*STATED EXERCISE*
Find every line of the listing below where "this" appears, and copy it.

====== SOURCE EXCERPT

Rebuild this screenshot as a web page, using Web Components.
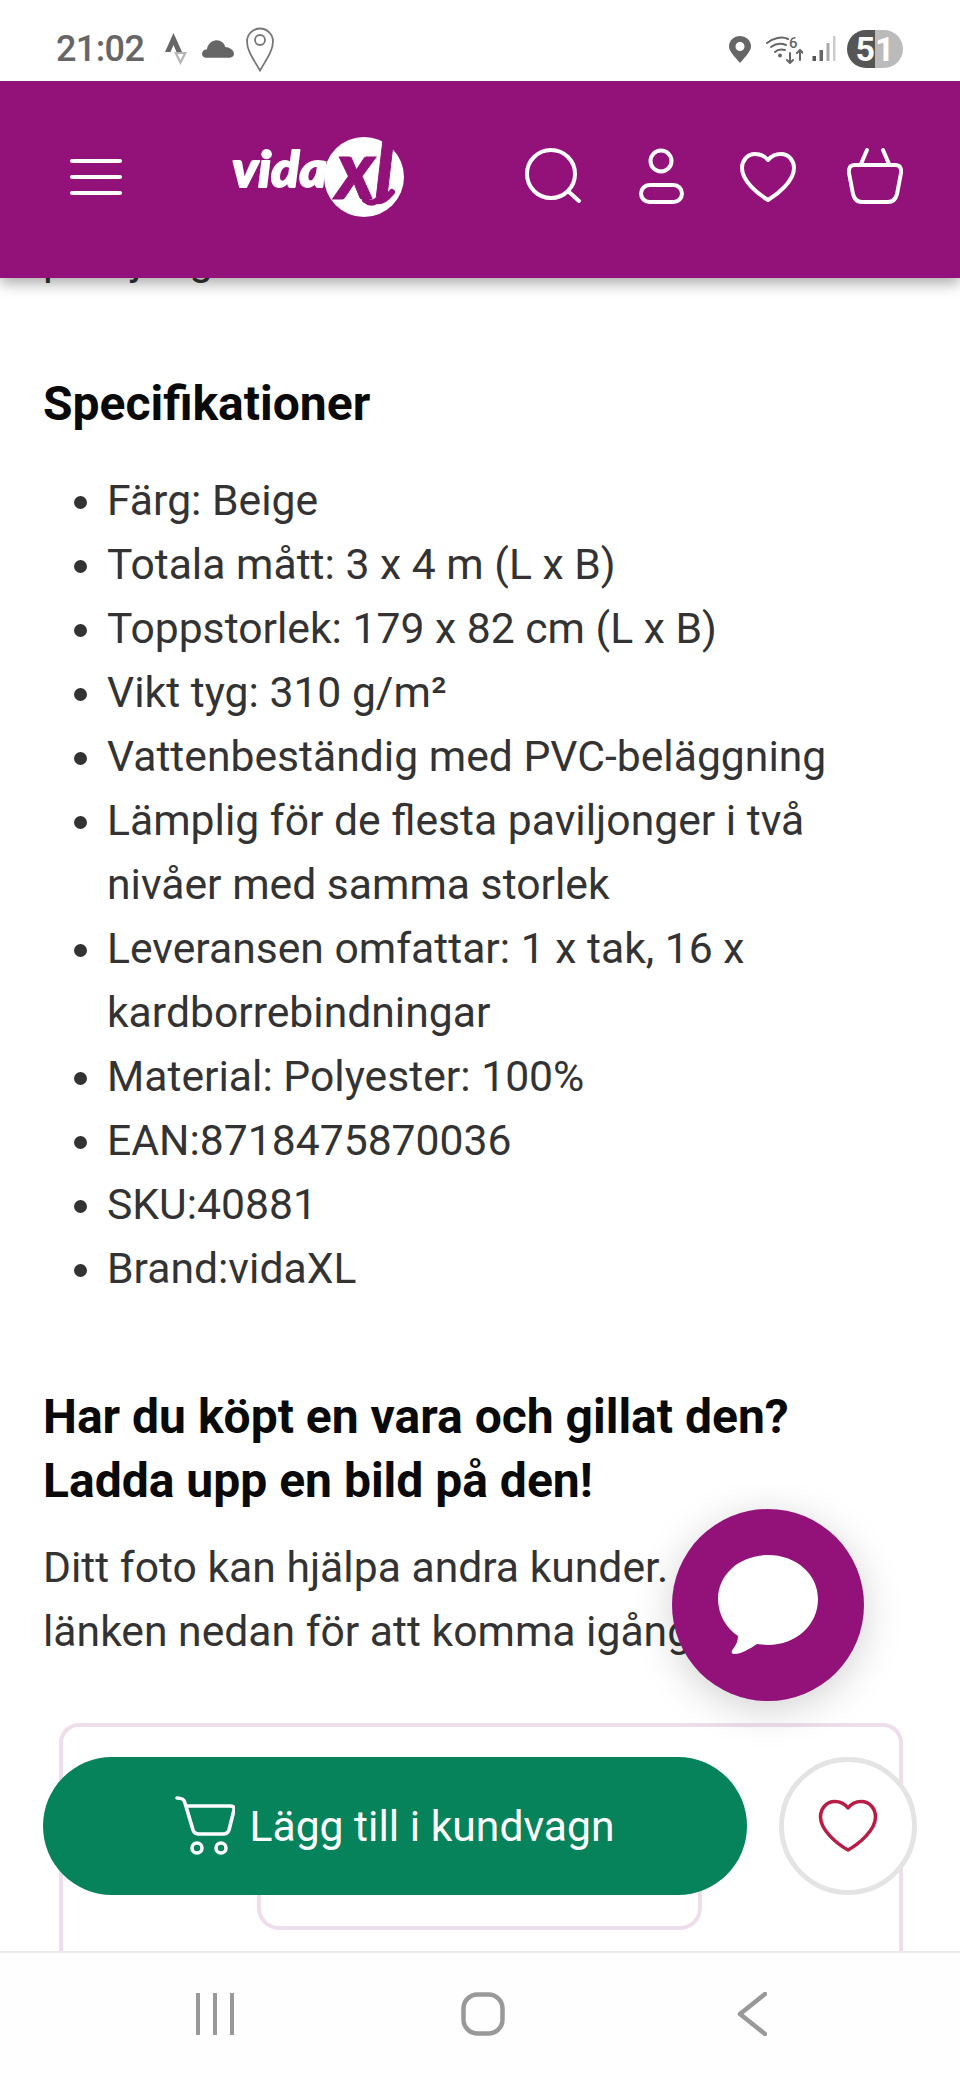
<!DOCTYPE html>
<html lang="sv"><head><meta charset="utf-8"><title>vidaXL</title>
<style>html,body{margin:0;padding:0;background:#fff}body{font-family:Roboto,sans-serif}</style>
</head><body>
<app-shell>
  <status-bar slot="status"></status-bar>
  <site-header slot="header"></site-header>
  <product-copy slot="content"></product-copy>
  <buy-bar slot="over"></buy-bar>
  <chat-fab slot="over"></chat-fab>
  <nav-bar slot="nav"></nav-bar>
</app-shell>
<script>
function def(name, html){
  customElements.define(name, class extends HTMLElement{
    constructor(){super();this.attachShadow({mode:'open'}).innerHTML=html;}
  });
}
def('app-shell',`<style>
:host{display:flex;flex-direction:column;width:960px;height:2080px;position:relative;overflow:hidden;background:#fff}
.c{flex:1;min-height:0;margin-top:-51px;overflow:hidden;display:block}
</style>
<slot name="status"></slot><slot name="header"></slot>
<div class="c"><slot name="content"></slot></div>
<slot name="over"></slot><slot name="nav"></slot>`);

def('status-bar',`<style>
:host{display:flex;align-items:center;height:81px;box-sizing:border-box;padding:17px 57px 0 56px;background:#fff;color:#666;position:relative;z-index:3}
.t{font:500 36px/1 Roboto,sans-serif;width:87px;letter-spacing:-.6px;white-space:nowrap}
svg{display:block;flex:none}
.r{margin-left:auto;display:flex;align-items:center}
.b{width:56px;height:38px;border-radius:19px;background:linear-gradient(90deg,#555 0 50%,#bbb 50% 100%);margin-left:10px;font:700 34px/38px Roboto,sans-serif;color:#fff;text-align:center}
</style>
<span class="t">21:02</span>
<svg style="margin-left:22px" width="22" height="32" viewBox="0 0 22 32"><path d="M8.500 0L17 19H11.500L8.500 12L5.500 19H0Z" fill="#666"/><path fill-rule="evenodd" d="M9 19H22L15.500 32ZM12.500 21L15.500 27L18.500 21Z" fill="#b5b5b5"/></svg>
<svg style="margin-left:15px" width="32" height="18" viewBox="0 0 33 18"><path d="M4 18C1 18 0 15.500 0 14C0 11 2.500 9 5 9.500C6 4 10 0 15 0C20 0 23 3 24 7C28 7 33 10 33 14C33 16.500 31 18 29 18Z" fill="#666"/></svg>
<svg style="margin-left:12px" width="28" height="45" viewBox="0 0 28 45"><path d="M14 43.500C8 33 1 24 1 14.500A13 13 0 0 1 27 14.500C27 24 20 33 14 43.500Z" fill="none" stroke="#777" stroke-width="1.800"/><circle cx="14" cy="13" r="5" fill="none" stroke="#777" stroke-width="1.800"/></svg>
<div class="r">
<svg width="22" height="27" viewBox="0 0 22 27"><path fill-rule="evenodd" d="M11 27C5 20 0 15 0 10.500A11 10.500 0 0 1 22 10.500C22 15 17 20 11 27ZM11 6A4.500 4.500 0 1 0 11 15A4.500 4.500 0 1 0 11 6Z" fill="#666"/></svg>
<svg style="margin:0 0 4px 15px" width="37" height="34" viewBox="0 -6 37 34"><g fill="none" stroke="#666" stroke-linecap="round" stroke-width="2"><path d="M1 7C7 2 16 0 22 3"/><path d="M5 11C9 8 15 7 20 9"/><path d="M9 16C11 14 15 13 19 14"/><path d="M24 17V27M21 24L24 27L27 24"/><path d="M34 24V14M31 17L34 14L37 17"/></g><circle cx="14" cy="19.500" r="2" fill="#666"/><text x="23" y="12" font-family="Roboto" font-weight="500" font-size="15" fill="#666">6</text></svg>
<svg style="margin-left:9px" width="25" height="26" viewBox="0 0 25 26"><rect x="0.500" y="20" width="3.500" height="5" fill="#555"/><rect x="7.500" y="14" width="3.500" height="11" fill="#666"/><rect x="14.500" y="7" width="3" height="18" fill="#aaa"/><rect x="21" y="0" width="2.500" height="25" fill="#ccc"/></svg>
<div class="b">51</div>
</div>`);

def('site-header',`<style>
:host{display:flex;align-items:center;height:197px;box-sizing:border-box;padding:0 45px 5px 70px;background:#92127a;box-shadow:0 5px 14px rgba(0,0,0,.35);position:relative;z-index:2}
svg{display:block;flex:none}
.i{margin-left:auto;display:flex;gap:27px}
.s{fill:none;stroke:#fff;stroke-width:4;stroke-linecap:round;stroke-linejoin:round}
</style>
<svg width="52" height="36" viewBox="0 0 52 36"><g stroke="#fff" stroke-width="4" stroke-linecap="round"><path d="M2 2H50M2 18H50M2 34H50"/></g></svg>
<svg style="margin-left:106px" width="182" height="132" viewBox="0 -20 182 132">
<circle cx="136" cy="46" r="40" fill="#fff"/>
<path d="M99 62L106 40L118 52Z" fill="#fff"/>
<text x="4" y="56" font-family="Lato" font-weight="900" font-style="italic" font-size="50" fill="#fff" stroke="#fff" stroke-width="1.800" stroke-linejoin="round" textLength="95" lengthAdjust="spacingAndGlyphs">vida</text>
<text x="108" y="68" font-family="Lato" font-weight="900" font-style="italic" font-size="82" fill="#92127a" stroke="#92127a" stroke-width="1" textLength="58" lengthAdjust="spacingAndGlyphs">xl</text>
<path d="M137 69Q143 74 148 70Q155 72 164 61" fill="none" stroke="#92127a" stroke-width="6" stroke-linecap="round"/>
</svg>
<div class="i">
<svg class="s" width="80" height="80" viewBox="0 0 80 80"><circle cx="37" cy="37" r="24"/><path d="M55 55L65 64"/></svg>
<svg class="s" width="80" height="80" viewBox="0 0 80 80"><circle cx="40" cy="24" r="10.500"/><rect x="20" y="48" width="41" height="17" rx="8.500"/></svg>
<svg class="s" width="80" height="80" viewBox="0 0 80 80"><path d="M40 23C36 18 31 17 27 17C19 17 14 24 14 31C14 44 30 57 40 63C50 57 66 44 66 31C66 24 61 17 53 17C49 17 44 18 40 23Z"/></svg>
<svg class="s" width="80" height="80" viewBox="0 0 80 80"><path d="M20 28H60Q67 28 66 36L62 57Q60 65 53 65H27Q20 65 18 57L14 36Q13 28 20 28Z"/><path d="M26 27L32 13M54 27L48 13"/></svg>
</div>`);

def('product-copy',`<style>
:host{display:block;padding:0 44px 0 43px;font:400 42.67px/64px Roboto,sans-serif;color:#333}
p,h2,ul{margin:0}
h2{font:700 48px/64px Roboto,sans-serif;color:#0a0a0a}
ul{padding-left:64px}
.top{margin-bottom:81px}
.l{margin:32px 0 85px}
.q{margin-top:22px}
.box{margin:60px 13px 0 16px;border:4px solid #eedeec;border-bottom:0;border-radius:20px 20px 0 0;height:400px;padding-top:63px;box-sizing:border-box}
.in{width:445px;height:140px;box-sizing:border-box;margin:0 0 0 194px;border:4px solid #eedeec;border-radius:22px}
</style>
<p class="top">paviljong.</p>
<h2>Specifikationer</h2>
<ul class="l">
<li>Färg: Beige</li>
<li>Totala mått: 3 x 4 m (L x B)</li>
<li>Toppstorlek: 179 x 82 cm (L x B)</li>
<li>Vikt tyg: 310 g/m²</li>
<li>Vattenbeständig med PVC-beläggning</li>
<li>Lämplig för de flesta paviljonger i två nivåer med samma storlek</li>
<li>Leveransen omfattar: 1 x tak, 16 x kardborrebindningar</li>
<li>Material: Polyester: 100%</li>
<li>EAN:8718475870036</li>
<li>SKU:40881</li>
<li>Brand:vidaXL</li>
</ul>
<h2>Har du köpt en vara och gillat den?<br>Ladda upp en bild på den!</h2>
<p class="q">Ditt foto kan hjälpa andra kunder. Använd länken nedan för att komma igång.</p>
<div class="box"><div class="in"></div></div>`);

def('buy-bar',`<style>
:host{position:absolute;left:43px;top:1757px;width:874px;display:flex;justify-content:space-between;z-index:1}
.g{width:704px;height:138px;border-radius:69px;background:#06835b;color:#fff;display:flex;align-items:center;justify-content:center;gap:14px;font:400 42.67px/1 Roboto,sans-serif;box-sizing:border-box}
.h{width:138px;height:138px;border-radius:50%;box-sizing:border-box;border:5px solid #e4e4e4;background:#fff;display:flex;align-items:center;justify-content:center}
svg{display:block}
</style>
<div class="g"><svg width="60" height="60" viewBox="0 0 60 60"><g fill="none" stroke="#fff" stroke-width="3.600" stroke-linecap="round" stroke-linejoin="round"><path d="M2 2C7 2 9 3 10 7L18 34C19 37 21 38 24 38H48C51 38 53 37 54 34L59 14C59.500 11 58 10 55 10H12"/><circle cx="22" cy="52" r="5"/><circle cx="46" cy="52" r="5"/></g></svg><span>Lägg till i kundvagn</span></div>
<div class="h"><svg width="60" height="54" viewBox="0 0 60 54"><path d="M30 9C26 4 21 2.500 17 2.500C8 2.500 2.500 10 2.500 18C2.500 31 19 45 30 51C41 45 57.500 31 57.500 18C57.500 10 52 2.500 43 2.500C39 2.500 34 4 30 9Z" fill="none" stroke="#b81d45" stroke-width="3.500" stroke-linejoin="round"/></svg></div>`);

def('chat-fab',`<style>
:host{position:absolute;left:672px;top:1509px;width:192px;height:192px;border-radius:50%;background:#92127a;box-shadow:0 8px 40px rgba(0,0,0,.18);display:flex;align-items:center;justify-content:center;z-index:1}
svg{display:block}
</style>
<svg width="100" height="100" viewBox="0 0 100 100"><path d="M50 0C78 0 100 19 100 44C100 70 78 90 50 90L39 89C32 94 22 99 17 99C13 99 13 97 15 94C18 90 20 86 20 81C8 73 0 59 0 44C0 19 22 0 50 0Z" fill="#fff"/></svg>`);

def('nav-bar',`<style>
:host{display:grid;grid-template-columns:repeat(3,268px);height:129px;box-sizing:border-box;padding:0 0 6px 81px;border-top:2px solid #ebebeb;background:#fefefe;position:relative;z-index:2;align-items:center;justify-items:center}
svg{display:block}
</style>
<svg width="40" height="42" viewBox="0 0 40 42"><path d="M3 1V41M20 1V41M37 1V41" stroke="#999" stroke-width="4" stroke-linecap="round"/></svg>
<svg width="44" height="44" viewBox="0 0 44 44"><rect x="2.500" y="2.500" width="39" height="39" rx="14" fill="none" stroke="#999" stroke-width="4.500"/></svg>
<svg style="margin-left:2px" width="30" height="44" viewBox="0 0 30 44"><path d="M28 2L3 22L28 42" fill="none" stroke="#999" stroke-width="4.500" stroke-linecap="round" stroke-linejoin="round"/></svg>`);
</script>
</body></html>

============

*SOLUTION TO THE EXERCISE*
Rebuild this screenshot as a web page, using Web Components.
    constructor(){super();this.attachShadow({mode:'open'}).innerHTML=html;}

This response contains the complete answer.